In 1876 free rail passes were granted to Canterbury College students in the Province, so that country teachers could come into town to attend lectures on the weekends. Once in town, students are most likely to have walked to the campus on Worcester Street. For those living in town, early public transport included trams, but many students who studied at the town site would have cycled, which meant bicycle racks were necessary. To some administrators, this also meant an appropriate division of the sexes. Men and women were provided with separate bicycle racks up until at least the 1940s. Furthermore they were also provided with separate entries into the College grounds. The western gate of the College off Rolleston Avenue was known as ‘The Women’s Entrance’, while the men’s cycles were stored behind Engineering and their entrance was supposedly between the Biology and Chemistry buildings.
Getting Around
An example of steel cycle racks from the Gibbons and Co Catalogue, c.1930, which can be found in the Armson Collins archives.

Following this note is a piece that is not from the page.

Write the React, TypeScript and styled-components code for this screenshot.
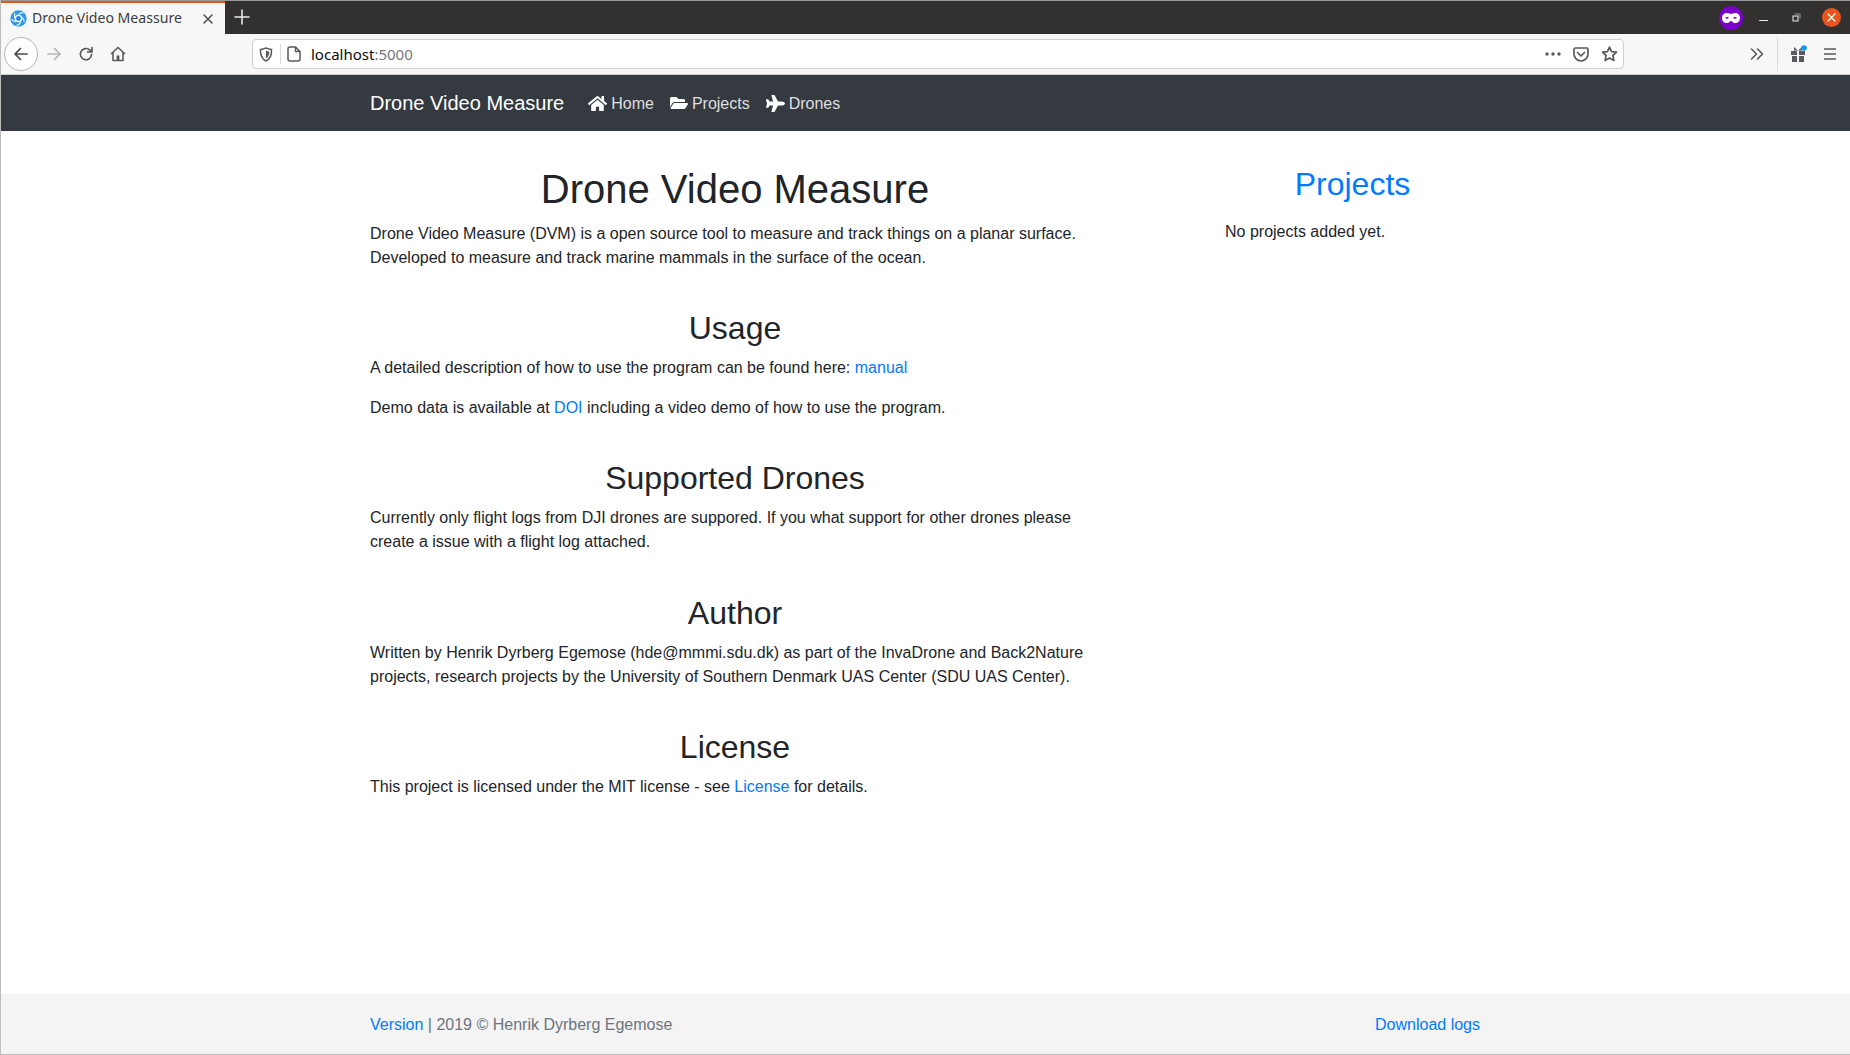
import React from "react";
import styled, { createGlobalStyle } from "styled-components";
import { FaHome, FaFolderOpen, FaPlane } from "react-icons/fa";

const Global = createGlobalStyle`
  html, body { margin: 0; padding: 0; height: 100%; }
  body { font-family: "Liberation Sans", Arial, sans-serif; font-size: 16px; line-height: 1.5; color: #212529; background: #fff; }
  * { box-sizing: border-box; }
`;

const Window = styled.div`
  position: relative; height: 1055px; display: flex; flex-direction: column; overflow: hidden; background: #fff;
  padding: 1px 0 1px;
  &::after {
    content: ""; position: absolute; inset: 0; pointer-events: none;
    border: 0 solid #bdbdbd; border-width: 1px 0 1px 1px; border-top-color: #9a9a9a;
  }
`;
const TabStrip = styled.div`
  height: 33px; flex: none; display: flex; align-items: stretch; background: #333030; color: #fff;
`;
const Tab = styled.div`
  width: 225px; display: flex; align-items: center; padding: 0 0 0 10px; background: #f7f7f7;
  border-top: 2px solid #e95420; color: #3d3d40;
  font-family: "Noto Sans", sans-serif; font-size: 14.1px; line-height: 1;
`;
const TabTitle = styled.span`
  margin-left: 5px; flex: 1; white-space: nowrap;
`;
const TabClose = styled.span`
  display: flex; width: 12px; margin-right: 11px;
`;
const NewTab = styled.span`
  display: flex; margin: 8px 0 0 9px; height: 16px;
`;
const StripSpacer = styled.div` flex: 1; `;
const WindowControls = styled.div`
  display: flex; align-items: center; height: 33px; padding-right: 9px;
`;
const Mask = styled.span`
  width: 24px; height: 24px; border-radius: 50%; background: #7c00cc; display: flex; align-items: center; justify-content: center; margin-right: 4px;
`;
const WinButton = styled.span`
  width: 33px; display: flex; justify-content: center; align-items: center;
`;
const CloseBall = styled.span`
  width: 19px; height: 19px; border-radius: 50%; background: #e95420; display: flex; align-items: center; justify-content: center; margin-left: 9px;
`;
const Toolbar = styled.div`
  height: 41px; flex: none; display: flex; align-items: center; background: #f7f7f7;
  border-bottom: 1px solid #cfcfcf; padding: 0 14px 0 4px;
`;
const BackButton = styled.span`
  width: 34px; height: 34px; border-radius: 50%; border: 1px solid #b5b5b5; background: #fff;
  display: flex; align-items: center; justify-content: center; flex: none;
`;
const ToolIcon = styled.span<{ $w: number }>`
  width: ${(p) => p.$w}px; display: flex; align-items: center; justify-content: center; flex: none;
`;
const UrlBar = styled.div`
  width: 1372px; height: 30px; margin-left: 119px; flex: none; background: #fff; border: 1px solid #d0d0d2; border-radius: 4px;
  display: flex; align-items: center; padding-left: 6px;
  font-family: "Noto Sans", sans-serif; font-size: 15px; color: #0c0c0d;
`;
const UrlDivider = styled.span`
  width: 1px; height: 20px; background: #d8d8d8; margin: 0 6px 0 7px;
`;
const UrlText = styled.span`
  margin-left: 10px; flex: 1;
`;
const UrlPort = styled.span` color: #77777c; `;
const ToolSpacer = styled.span` flex: 1; `;
const ToolDivider = styled.span`
  width: 1px; height: 34px; background: #dcdcdc; margin: 0 11px 0 13px;
`;
const MenuIcon = styled.span`
  display: flex; margin-left: 17px;
`;
const NavBar = styled.nav`
  height: 56px; flex: none; background: #343a40; display: flex; justify-content: center;
`;
const Container = styled.div`
  width: 1140px; padding: 0 15px; display: flex; align-items: center;
`;
const Brand = styled.a`
  font-size: 20px; line-height: 30px; color: #fff; margin-right: 16px; white-space: nowrap;
`;
const NavLink = styled.a`
  display: flex; align-items: center; padding: 9px 8px 7px; color: rgba(255,255,255,.85);
`;
const NavIcon = styled.span`
  display: flex; color: #fff; margin: -2px 4px 0 0;
`;
const Main = styled.main`
  flex: 1; display: flex; justify-content: center; padding-top: 34.6px;
`;
const Row = styled.div`
  width: 1140px; display: flex; align-items: flex-start;
`;
const MainColumn = styled.div`
  width: 760px; padding: 0 15px; flex: none;
`;
const SideColumn = styled.aside`
  width: 285px; margin-left: 95px; padding: 0 15px; flex: none;
`;
const Title = styled.h1`
  font-size: 40px; line-height: 46.8px; font-weight: 500; margin: 0 0 9.2px; text-align: center;
`;
const Heading = styled.h2`
  font-size: 32px; line-height: 37.8px; font-weight: 500; margin: 0 0 8.6px; text-align: center;
`;
const SideHeading = styled(Heading)`
  margin-bottom: 16.6px;
`;
const Link = styled.a`
  color: #007bff; text-decoration: none;
`;
const Text = styled.p`
  margin: 0 0 16px;
`;
const Section = styled.section<{ $top?: number }>`
  margin-top: ${(p) => p.$top ?? 40}px;
`;
const Footer = styled.footer`
  height: 60px; flex: none; background: #f4f4f4; display: flex; justify-content: center; color: #6c757d;
`;
const FooterInner = styled.div`
  width: 1140px; padding: 1px 15px 0; display: flex; align-items: center; justify-content: space-between; line-height: 59px;
`;

const Favicon = () => (
  <svg width="17" height="17" viewBox="0 0 17 17">
    <circle cx="8.5" cy="8.5" r="8.2" fill="#2f9be8" />
    <circle cx="8.5" cy="8.5" r="3.8" fill="#f7f7f7" />
    <circle cx="8.5" cy="8.5" r="2.4" fill="#1f86d8" />
    <path d="M8.5 4.7 C10 3 12 2.5 13.5 3 M12.1 7.3 C13.5 8.5 14.5 10 14.2 12 M10.4 11.8 C10 13.5 8.5 15 6.5 15.3 M6 11.5 C4 11.5 2.5 10.5 1.8 9 M4.8 8 C4 6.5 4 4.5 5 3" stroke="#f7f7f7" strokeWidth="1.1" fill="none" />
  </svg>
);
const Stroke = ({ c, w = 16, h = 16, sw = 2, d }: { c: string; w?: number; h?: number; sw?: number; d: string }) => (
  <svg width={w} height={h} viewBox={`0 0 ${w} ${h}`} fill="none" stroke={c} strokeWidth={sw} strokeLinecap="round" strokeLinejoin="round">
    <path d={d} />
  </svg>
);

export default function App() {
  return (
    <>
      <Global />
      <Window>
        <TabStrip>
          <Tab>
            <Favicon />
            <TabTitle>Drone Video Meassure</TabTitle>
            <TabClose><Stroke c="#4a4a4f" w={12} h={12} sw={1.5} d="M2 2 L10 10 M10 2 L2 10" /></TabClose>
          </Tab>
          <NewTab><Stroke c="#e8e8e8" sw={1.6} d="M8 1 V15 M1 8 H15" /></NewTab>
          <StripSpacer />
          <WindowControls>
            <Mask>
              <svg width="18" height="10" viewBox="0 0 18 10">
                <path fillRule="evenodd" fill="#fff" d="M5 0 C7 0 8 1 9 1 C10 1 11 0 13 0 C16 0 18 2 18 5 C18 8 16 10 13 10 C11 10 10 8 9 8 C8 8 7 10 5 10 C2 10 0 8 0 5 C0 2 2 0 5 0 Z M5 4 C4 4 3.4 4.4 3.2 5 C4 6 6 6 6.8 5 C6.6 4.4 6 4 5 4 Z M13 4 C12 4 11.4 4.4 11.2 5 C12 6 14 6 14.8 5 C14.6 4.4 14 4 13 4 Z" />
              </svg>
            </Mask>
            <WinButton><Stroke c="#f0f0f0" w={9} h={9} sw={1} d="M0.5 7.5 H8.5" /></WinButton>
            <WinButton>
              <svg width="9" height="9" viewBox="0 0 9 9" fill="none">
                <path d="M3 1 H8 V6" stroke="#9a9a9a" strokeWidth="1" />
                <rect x="1" y="3" width="5" height="5" stroke="#f0f0f0" strokeWidth="1" />
              </svg>
            </WinButton>
            <CloseBall><Stroke c="#fff" w={9} h={9} sw={1.2} d="M1 1 L8 8 M8 1 L1 8" /></CloseBall>
          </WindowControls>
        </TabStrip>
        <Toolbar>
          <BackButton><Stroke c="#4a4a4f" sw={1.7} d="M14 8 H2 M7.5 2.5 L2 8 L7.5 13.5" /></BackButton>
          <ToolIcon $w={32}><Stroke c="#b5b5b6" sw={1.7} d="M2 8 H14 M8.5 2.5 L14 8 L8.5 13.5" /></ToolIcon>
          <ToolIcon $w={32}>
            <Stroke c="#5a5a5e" sw={1.7} d="M13.6 8.5 A5.6 5.6 0 1 1 11.8 4 L14 6 M14 1.5 V6 H9.5" />
          </ToolIcon>
          <ToolIcon $w={31}>
            <svg width="16" height="16" viewBox="0 0 16 16" fill="none" stroke="#5a5a5e" strokeWidth="1.6" strokeLinejoin="round">
              <path d="M1 8 L8 1.5 L15 8 M3 6.5 V14.5 H13 V6.5" />
              <rect x="6.6" y="9.5" width="2.8" height="5" fill="#5a5a5e" stroke="none" />
            </svg>
          </ToolIcon>
          <UrlBar>
            <svg width="14" height="15" viewBox="0 0 14 15" fill="none">
              <path d="M1.5 2.5 C4 2.5 5 1.5 7 1 C9 1.5 10 2.5 12.5 2.5 C12.8 8 11 12 7 14 C3 12 1.2 8 1.5 2.5 Z" stroke="#5a5a5e" strokeWidth="1.5" />
              <path d="M7 3.5 C8 4 9 4.5 10.3 4.5 C10.3 8 9 10.5 7 11.5 Z" fill="#5a5a5e" />
            </svg>
            <UrlDivider />
            <svg width="14" height="16" viewBox="0 0 14 16" fill="none" stroke="#5a5a5e" strokeWidth="1.5" strokeLinejoin="round">
              <path d="M3 1 H8.5 L13 5.5 V13 A2 2 0 0 1 11 15 H3 A2 2 0 0 1 1 13 V3 A2 2 0 0 1 3 1 Z M8.5 1 V5.5 H13" />
            </svg>
            <UrlText>localhost<UrlPort>:5000</UrlPort></UrlText>
            <ToolIcon $w={28}>
              <svg width="16" height="4" viewBox="0 0 16 4" fill="#5a5a5e"><circle cx="2" cy="2" r="1.7" /><circle cx="8" cy="2" r="1.7" /><circle cx="14" cy="2" r="1.7" /></svg>
            </ToolIcon>
            <ToolIcon $w={28}>
              <svg width="16" height="15" viewBox="0 0 16 15" fill="none" stroke="#5a5a5e" strokeWidth="1.7" strokeLinejoin="round" strokeLinecap="round">
                <path d="M1 2.5 A1.5 1.5 0 0 1 2.5 1 H13.5 A1.5 1.5 0 0 1 15 2.5 V7 A7 7 0 0 1 1 7 Z M4.5 5.5 L8 9 L11.5 5.5" />
              </svg>
            </ToolIcon>
            <ToolIcon $w={28}>
              <svg width="17" height="16" viewBox="0 0 17 16" fill="none" stroke="#5a5a5e" strokeWidth="1.7" strokeLinejoin="round">
                <path d="M8.5 1.2 L10.6 5.6 L15.5 6.2 L11.9 9.5 L12.9 14.4 L8.5 12 L4.1 14.4 L5.1 9.5 L1.5 6.2 L6.4 5.6 Z" />
              </svg>
            </ToolIcon>
          </UrlBar>
          <ToolSpacer />
          <Stroke c="#5a5a5e" w={14} h={12} sw={1.6} d="M1.5 1 L6.5 6 L1.5 11 M7.5 1 L12.5 6 L7.5 11" />
          <ToolDivider />
          <ToolIcon $w={18}>
            <svg width="18" height="18" viewBox="0 0 18 18">
              <g fill="#5a5a5e">
                <rect x="2" y="6" width="6" height="4" />
                <rect x="10" y="6" width="6" height="4" />
                <rect x="3" y="11" width="5" height="6" />
                <rect x="10" y="11" width="5" height="6" />
                <path d="M5 2 L9 5.5 L13 2 V5.5 H5 Z" />
              </g>
              <circle cx="15" cy="3" r="2.8" fill="#0a9dff" />
            </svg>
          </ToolIcon>
          <MenuIcon>
            <Stroke c="#5a5a5e" w={12} h={12} sw={1.6} d="M0 1 H12 M0 6 H12 M0 11 H12" />
          </MenuIcon>
        </Toolbar>
        <NavBar>
          <Container>
            <Brand>Drone Video Measure</Brand>
            <NavLink><NavIcon><FaHome size={19} /></NavIcon>Home</NavLink>
            <NavLink><NavIcon><FaFolderOpen size={18} /></NavIcon>Projects</NavLink>
            <NavLink><NavIcon><FaPlane size={19} /></NavIcon>Drones</NavLink>
          </Container>
        </NavBar>
        <Main>
          <Row>
            <MainColumn>
              <Section $top={0}>
                <Title>Drone Video Measure</Title>
                <Text>Drone Video Measure (DVM) is a open source tool to measure and track things on a planar surface. Developed to measure and track marine mammals in the surface of the ocean.</Text>
              </Section>
              <Section>
                <Heading>Usage</Heading>
                <Text>A detailed description of how to use the program can be found here: <Link>manual</Link></Text>
                <Text>Demo data is available at <Link>DOI</Link> including a video demo of how to use the program.</Text>
              </Section>
              <Section>
                <Heading>Supported Drones</Heading>
                <Text>Currently only flight logs from DJI drones are suppored. If you what support for other drones please create a issue with a flight log attached.</Text>
              </Section>
              <Section $top={40.2}>
                <Heading>Author</Heading>
                <Text>Written by Henrik Dyrberg Egemose (hde@mmmi.sdu.dk) as part of the InvaDrone and Back2Nature projects, research projects by the University of Southern Denmark UAS Center (SDU UAS Center).</Text>
              </Section>
              <Section $top={39.8}>
                <Heading>License</Heading>
                <Text>This project is licensed under the MIT license - see <Link>License</Link> for details.</Text>
              </Section>
            </MainColumn>
            <SideColumn>
              <SideHeading><Link>Projects</Link></SideHeading>
              <Text>No projects added yet.</Text>
            </SideColumn>
          </Row>
        </Main>
        <Footer>
          <FooterInner>
            <span><Link>Version</Link> | 2019 © Henrik Dyrberg Egemose</span>
            <Link>Download logs</Link>
          </FooterInner>
        </Footer>
      </Window>
    </>
  );
}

Having that many bicycles on campus meant that careful planning was required, and the Armson Collins collection shows that time and effort was put into designing storage. Bicycles on campus also created opportunities for pranks. In 1955 the Student Union was presented with a bill for £10 after the College had to get the fire brigade to come and remove a bicycle that had appeared on the spire of the Engineering School as a graduation capping gag. A sign next to the bicycle apparently read ‘No bicycles allowed past this point.’
The age of the bicycle was gradually superseded by the car, at which point the College had to begin providing some car parking space, in an environment that was not completely suited for this function. The Geography Department for example had its own Leyland mini bus by the 1960s, which seated 20. Christened ‘The Elephant’, it was used to take students out on field trips and parked in the car park next to the Registry building. In the 1970s staff member Dave Harrowfield recalled accidentally backing the Elephant into Vice Chancellor Neville Phillips’ car.
Rather than confess, he quickly ran to Geography to find his head of Department, and they inspected the damage from a safe distance through binoculars, venturing out only once the coast was clear.
n 1900 the budding College had just nine buildings spread about on several acres on the Worcester Street site. There wasn’t much chance that students would get lost, but this also meant that students were highly visible as they moved around the new campus. M.C. Keane recalled of his time as an undergraduate pre 1900 that “We went – at least I went – to dear old Cook at nine a.m. At 10am one walked – quite a long walk – to the Stud Room (Students’ Association Rooms), and it was not an unadventurous walk either. For if you went smoking the morning pipe, or if you crossed the grass, it was even money that a certain Professor would suddenly appear and get you fined two and six.”
Bicycles leaning against the walls in the Cloisters outside the Classics building. Margaret Wigley, at centre, was a student at the College in the early 1940s.
As the College expanded further however, the piecemeal development of the campus buildings did begin to present some challenges to the uninitiated. Students of the 1930s complained that they didn’t go into the School of Engineering because if they did they would get lost in the ‘rabbit warren’. Even engineering students thought it was hard to find their way around. “The Engineering school may be dim and mysterious to other students, but we are afraid we cannot give them the freedom of our corridors, as they would get lost. We do ourselves, chiefly the morning after!”
Cars were often parked on the grass about the College site, as there was little room for provision of car parks. Such was the problem that in 1952 parking was forbidden at College during term time.
Moving between buildings would eventually have become second nature, but moving within buildings required constant vigilance. Alterations and additions to buildings over time created some obstacles to free movement. Law student Audrey Gale recalled “One evening … I was in a fever to get back to Connon Hall to change as there was a University dance to which I was bidden. The stairs were narrow and quite steep. Mr Gresson was winding his way slowly and deliberately, burdened by an armful of books and his flowing gown. At all events he was not moving fast enough for me and I trod on his gown, thus tripping him up so that he landed on his nose on the top step.”